- _YOUR OBJECTIVE_: Print exactly the lines from the first one down to the line containing "import React from", both ends included, with no pictures and nothing else.

- _AVAILABLE DATA_:
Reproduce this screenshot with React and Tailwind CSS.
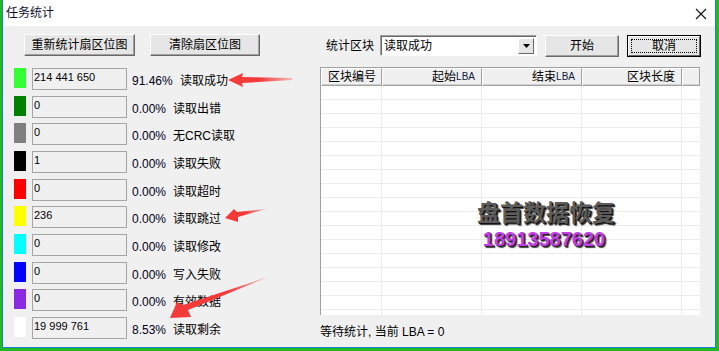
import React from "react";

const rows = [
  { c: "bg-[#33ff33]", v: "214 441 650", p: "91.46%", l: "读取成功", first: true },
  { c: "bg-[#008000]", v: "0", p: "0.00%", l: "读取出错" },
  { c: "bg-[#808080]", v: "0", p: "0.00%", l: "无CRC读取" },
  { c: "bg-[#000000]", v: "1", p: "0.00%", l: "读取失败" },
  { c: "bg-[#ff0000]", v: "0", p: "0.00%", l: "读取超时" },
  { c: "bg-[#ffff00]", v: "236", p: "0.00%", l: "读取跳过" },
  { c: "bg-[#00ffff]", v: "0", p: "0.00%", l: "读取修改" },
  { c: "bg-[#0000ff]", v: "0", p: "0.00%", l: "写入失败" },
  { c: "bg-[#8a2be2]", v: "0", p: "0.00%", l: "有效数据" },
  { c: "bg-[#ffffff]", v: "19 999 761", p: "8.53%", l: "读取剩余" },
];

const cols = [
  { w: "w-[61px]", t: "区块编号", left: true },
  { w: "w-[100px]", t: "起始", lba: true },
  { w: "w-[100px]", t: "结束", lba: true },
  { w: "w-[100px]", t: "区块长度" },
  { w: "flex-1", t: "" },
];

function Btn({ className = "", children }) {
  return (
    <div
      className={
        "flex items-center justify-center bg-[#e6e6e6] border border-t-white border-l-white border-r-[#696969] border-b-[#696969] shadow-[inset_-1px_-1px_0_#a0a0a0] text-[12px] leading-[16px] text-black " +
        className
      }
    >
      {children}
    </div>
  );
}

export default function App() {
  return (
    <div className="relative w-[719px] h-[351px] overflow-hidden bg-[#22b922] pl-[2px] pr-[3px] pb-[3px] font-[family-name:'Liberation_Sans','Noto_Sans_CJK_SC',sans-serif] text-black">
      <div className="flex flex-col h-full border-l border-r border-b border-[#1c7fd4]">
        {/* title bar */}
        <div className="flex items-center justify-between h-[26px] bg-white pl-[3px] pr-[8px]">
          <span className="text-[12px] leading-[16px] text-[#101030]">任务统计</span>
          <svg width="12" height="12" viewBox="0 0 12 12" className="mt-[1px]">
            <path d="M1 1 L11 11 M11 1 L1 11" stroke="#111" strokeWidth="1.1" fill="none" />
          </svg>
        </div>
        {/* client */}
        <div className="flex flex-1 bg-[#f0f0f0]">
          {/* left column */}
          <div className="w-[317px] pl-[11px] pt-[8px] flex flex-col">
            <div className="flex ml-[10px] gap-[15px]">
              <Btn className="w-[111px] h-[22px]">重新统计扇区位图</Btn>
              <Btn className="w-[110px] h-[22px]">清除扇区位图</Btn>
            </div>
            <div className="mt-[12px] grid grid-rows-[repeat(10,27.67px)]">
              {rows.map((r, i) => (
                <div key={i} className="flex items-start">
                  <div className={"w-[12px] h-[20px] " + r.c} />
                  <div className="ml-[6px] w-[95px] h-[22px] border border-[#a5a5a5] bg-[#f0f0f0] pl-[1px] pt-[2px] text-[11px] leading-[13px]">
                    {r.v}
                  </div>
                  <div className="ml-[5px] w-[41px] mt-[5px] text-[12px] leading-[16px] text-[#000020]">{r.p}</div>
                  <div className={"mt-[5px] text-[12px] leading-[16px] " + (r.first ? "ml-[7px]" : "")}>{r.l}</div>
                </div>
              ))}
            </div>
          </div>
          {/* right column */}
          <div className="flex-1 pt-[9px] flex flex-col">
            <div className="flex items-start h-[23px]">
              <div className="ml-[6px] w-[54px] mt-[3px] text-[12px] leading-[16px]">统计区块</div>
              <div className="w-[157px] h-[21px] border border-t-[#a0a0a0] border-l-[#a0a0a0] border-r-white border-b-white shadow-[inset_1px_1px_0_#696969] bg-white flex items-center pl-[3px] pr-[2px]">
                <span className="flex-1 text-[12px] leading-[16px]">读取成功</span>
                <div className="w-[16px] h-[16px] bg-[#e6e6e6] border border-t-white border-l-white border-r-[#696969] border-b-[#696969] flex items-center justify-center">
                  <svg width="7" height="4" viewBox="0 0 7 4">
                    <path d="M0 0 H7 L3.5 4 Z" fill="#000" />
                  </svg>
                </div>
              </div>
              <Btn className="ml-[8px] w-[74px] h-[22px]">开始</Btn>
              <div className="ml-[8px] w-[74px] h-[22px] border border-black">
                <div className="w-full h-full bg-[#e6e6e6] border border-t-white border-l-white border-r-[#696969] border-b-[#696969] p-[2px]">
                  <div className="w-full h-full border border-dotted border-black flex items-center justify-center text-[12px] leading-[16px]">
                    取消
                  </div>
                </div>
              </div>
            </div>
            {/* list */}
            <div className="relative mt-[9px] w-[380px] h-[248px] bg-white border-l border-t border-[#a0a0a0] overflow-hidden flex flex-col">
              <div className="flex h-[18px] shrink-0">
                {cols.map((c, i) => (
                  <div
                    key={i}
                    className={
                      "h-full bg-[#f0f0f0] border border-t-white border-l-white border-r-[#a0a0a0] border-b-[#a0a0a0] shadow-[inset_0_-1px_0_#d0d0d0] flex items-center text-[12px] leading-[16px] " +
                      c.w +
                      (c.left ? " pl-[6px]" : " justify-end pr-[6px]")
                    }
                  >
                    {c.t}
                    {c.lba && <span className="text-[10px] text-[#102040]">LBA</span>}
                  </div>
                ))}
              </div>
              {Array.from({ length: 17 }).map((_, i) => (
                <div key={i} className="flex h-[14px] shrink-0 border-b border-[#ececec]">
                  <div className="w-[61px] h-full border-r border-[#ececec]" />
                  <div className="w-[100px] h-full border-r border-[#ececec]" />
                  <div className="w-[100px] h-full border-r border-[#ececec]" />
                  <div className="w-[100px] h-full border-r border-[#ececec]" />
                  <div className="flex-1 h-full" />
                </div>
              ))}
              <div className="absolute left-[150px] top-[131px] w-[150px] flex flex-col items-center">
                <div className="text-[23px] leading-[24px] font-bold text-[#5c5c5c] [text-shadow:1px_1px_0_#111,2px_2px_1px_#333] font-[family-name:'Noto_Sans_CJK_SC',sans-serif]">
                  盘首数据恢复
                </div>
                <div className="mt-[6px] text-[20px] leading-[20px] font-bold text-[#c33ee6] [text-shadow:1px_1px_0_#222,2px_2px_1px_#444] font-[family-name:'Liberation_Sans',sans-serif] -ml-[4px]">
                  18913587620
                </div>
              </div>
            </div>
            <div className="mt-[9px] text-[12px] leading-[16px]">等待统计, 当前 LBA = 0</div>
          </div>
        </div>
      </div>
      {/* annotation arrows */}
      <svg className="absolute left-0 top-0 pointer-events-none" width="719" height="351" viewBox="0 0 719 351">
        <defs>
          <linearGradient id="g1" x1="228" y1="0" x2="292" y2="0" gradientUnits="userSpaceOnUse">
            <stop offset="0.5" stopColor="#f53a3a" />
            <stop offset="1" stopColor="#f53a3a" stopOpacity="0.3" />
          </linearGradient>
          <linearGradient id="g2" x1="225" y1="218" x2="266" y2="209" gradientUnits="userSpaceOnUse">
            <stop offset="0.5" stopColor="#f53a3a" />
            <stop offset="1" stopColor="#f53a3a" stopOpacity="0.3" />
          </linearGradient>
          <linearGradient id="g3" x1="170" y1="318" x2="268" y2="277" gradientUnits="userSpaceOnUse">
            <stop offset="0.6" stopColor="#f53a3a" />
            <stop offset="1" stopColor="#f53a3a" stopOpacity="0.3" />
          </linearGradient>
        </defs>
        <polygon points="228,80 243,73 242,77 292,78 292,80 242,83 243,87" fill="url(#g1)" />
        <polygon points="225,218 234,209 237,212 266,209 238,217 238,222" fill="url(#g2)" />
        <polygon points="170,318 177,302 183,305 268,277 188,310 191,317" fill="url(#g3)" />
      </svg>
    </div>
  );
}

- _RESULT OF THIS EXERCISE_:
Reproduce this screenshot with React and Tailwind CSS.
import React from "react";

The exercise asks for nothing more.